Sky Deutschland’s great expectations for UHD

The German pay TV broadcaster Sky is an early adopter when it comes to new technologies. Since 2012, the private broadcaster has been testing HD at various live broadcast events, but the four-fold higher resolution alone won‘t trigger an evolution in TV. Accordingly, during the recent Champions League game Dortmund vs. Istanbul, Sky conducted experiments with various shots, editing styles and positions in order to find out the ultimate production form for UHD.

The results are still being evaluated. Besides the programme signal, Sky also recorded separately the signals of six UHD cameras. Stephan Heimbacher, head of innovations & standards at Sky, is convinced that UHD requires a different kind of visual language, in particular the huge wide shots from goal to goal are very much appreciated by the TV viewers because they are impressed by the richness of detail. Because this is not keeping the audience in line for the whole game, it is also necessary to come up with more dynamic shots and to zoom into the game. But the shift between close-ups and wide shots in UHD also carries the risk that the viewer might lose the overview because he is fascinated by all the details in the wide shots. For this reason Heimbacher believes that UHD requires a good combination of storytelling and classic game reporting.

While production-wise, the manufacturers developed new 4K cameras, on the consumer side there are already about 70,000 UHD displays in Germany. If UHD will become the standard format for Sky’s sport programming or will be limited for special events is not decided yet. Since late 2012, the German pay TV broadcaster has tested UHD at several soccer games. In April 2014, Sky did the first live broadcast event in UHD at the Bundesliga game Bavaria vs. Bremen. “This was a crucial milestone for us,” states Heimbacher. Previously, a live broadcast in UHD was not possible because the encoders were not capable of converting UHD content in real-time in HEVC. Meanwhile, manufacturers integrated the HEVC codecs in their decoders and encoders.
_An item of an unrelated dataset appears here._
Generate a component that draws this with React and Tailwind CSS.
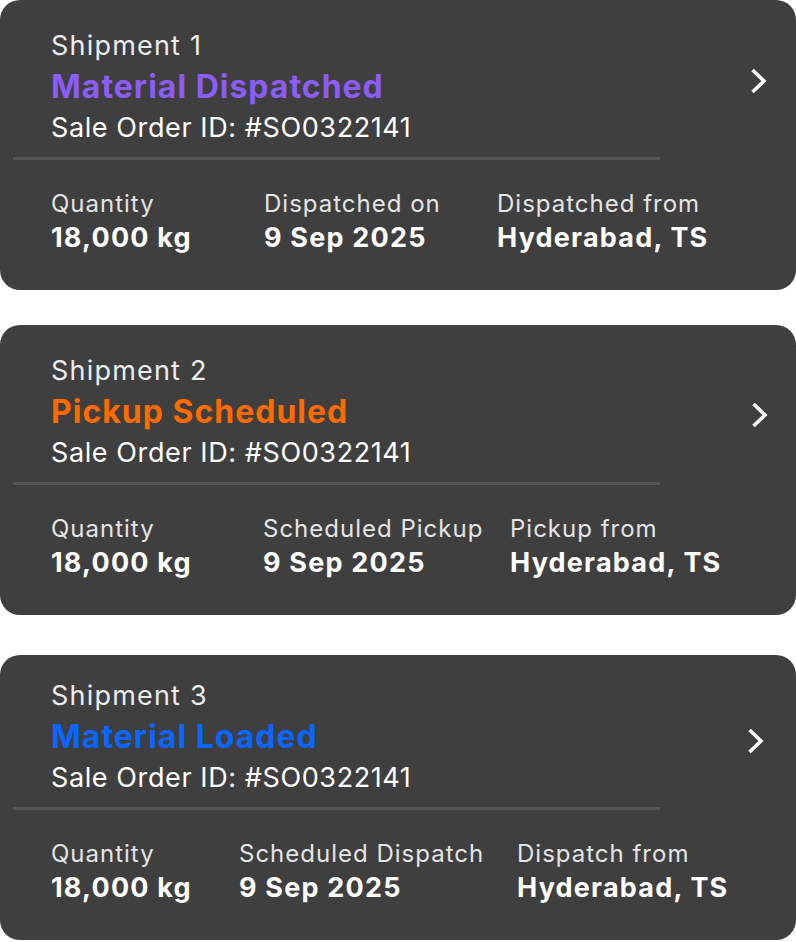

A couple of weeks later, Sky followed up with the German Cup Final in Berlin. At this game, the pay TV broadcaster investigated different aspects such as various camera angels with cameras behind the goal. In addition, Sky integrated upscaled HD camera signals, for example from a spidercam in order to see if this is going to work in a good way.

All these technical tests are made to find out if UHD is already in a position to become a default for programming. In addition, it needs to be considered if HD and UHD production should be done separately or if it is possible to downscale UHD. Since Sky doesn’t plan to switch from one day to another to UHD, it is still collecting experiences.

At the Super Cup in Dortmund in the summer of 2014, Sky tried to produce the same footage in HD as well as in UHD so that certain scenes and clips could be compared directly. One of the conclusions from this experiment was that the TV viewers of live sport events realise the higher quality of UHD. But further improvements such as high dynamic range, high frame rates or an extended colour space are not integrated in UHD yet.

“If these elements are added in the next step,” concludes Heimbacher. “UHD will get a real boost in terms of image quality.” On top of that, S3D might get an improvement in terms of quality due to the higher resolution. Theoretically, it would be even possible to distribute live sports in UHD via IP, but Sky is looking for real, enduring improvements: “Our goal is to create an obvious additional value for the viewer.”